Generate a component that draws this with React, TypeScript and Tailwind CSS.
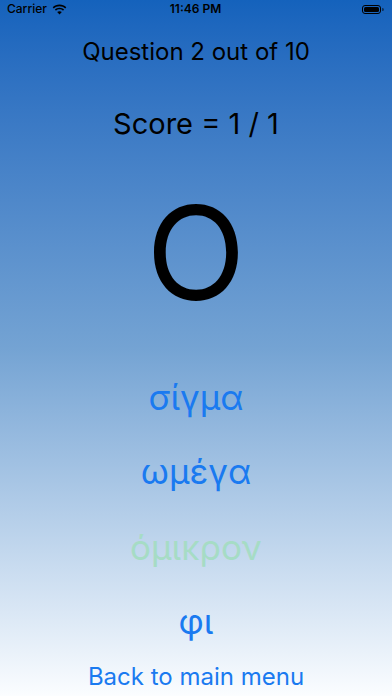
import React from "react";

const options = [
  { label: "σίγμα", dim: false, mt: "mt-[49px]" },
  { label: "ωμέγα", dim: false, mt: "mt-[14px]" },
  { label: "όμικρον", dim: true, mt: "mt-[16px]" },
  { label: "φι", dim: false, mt: "mt-[14px]" },
];

const StatusBar = () => (
  <div className="flex h-[20px] items-center justify-between pl-[7px] pr-[8px] text-[12px] text-black">
    <div className="flex w-[100px] items-center gap-[5px]">
      <span className="font-medium">Carrier</span>
      <svg width="15" height="11" viewBox="0 0 15 11">
        <path d="M7.5 2.2c2.2 0 4.2.8 5.7 2.2l1.1-1.1C12.5 1.6 10.1.6 7.5.6S2.5 1.6.7 3.3l1.1 1.1C3.3 3 5.3 2.2 7.5 2.2z" fill="#000" />
        <path d="M7.5 5.3c1.4 0 2.6.5 3.5 1.4l1.1-1.1C10.9 4.4 9.3 3.7 7.5 3.7S4.1 4.4 2.9 5.6L4 6.7c.9-.9 2.1-1.4 3.5-1.4z" fill="#000" />
        <path d="M7.5 10.4l2.3-2.3c-.6-.6-1.4-.9-2.3-.9s-1.7.3-2.3.9z" fill="#000" />
      </svg>
    </div>
    <span className="font-semibold">11:46 PM</span>
    <div className="flex w-[100px] justify-end">
      <div className="flex items-center">
        <div className="h-[9px] w-[19px] rounded-[3px] border border-black p-[1px]">
          <div className="h-full w-full rounded-[1.5px] bg-black" />
        </div>
        <div className="ml-[1px] h-[3px] w-[1.5px] rounded-r bg-black/50" />
      </div>
    </div>
  </div>
);

export default function App() {
  return (
    <div
      className="flex h-[696px] w-[392px] flex-col overflow-hidden bg-gradient-to-b from-[#1462bc] via-[#74a3d3] to-[#fbfdff]"
      style={{ fontFamily: "Inter, 'Noto Sans', 'Liberation Sans', sans-serif" }}
    >
      <StatusBar />

      <div className="mt-[14px] h-[40px] text-center text-[24px] leading-[40px] text-black">
        Question 2 out of 10
      </div>

      <div className="mt-[32px] h-[40px] text-center text-[29px] leading-[40px] text-black">
        Score = 1 / 1
      </div>

      <div className="mt-[44px] flex h-[140px] items-center justify-center text-[130px] leading-none text-black">
        Ο
      </div>

      {options.map((o) => (
        <button
          key={o.label}
          className={`${o.mt} h-[60px] text-center text-[35px] leading-[60px] ${
            o.dim ? "text-[#a6dcc5]" : "text-[#1a7af0]"
          }`}
        >
          {o.label}
        </button>
      ))}

      <button className="mt-[6px] h-[40px] text-center text-[24px] leading-[40px] text-[#1a7af0]">
        Back to main menu
      </button>
    </div>
  );
}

##########

Problem details —
Exactly reproduce the run of lines from the start of the listing through the line with "import React from", inclusive; pictures are not copied.

Answer for the task —
Generate a component that draws this with React, TypeScript and Tailwind CSS.
import React from "react";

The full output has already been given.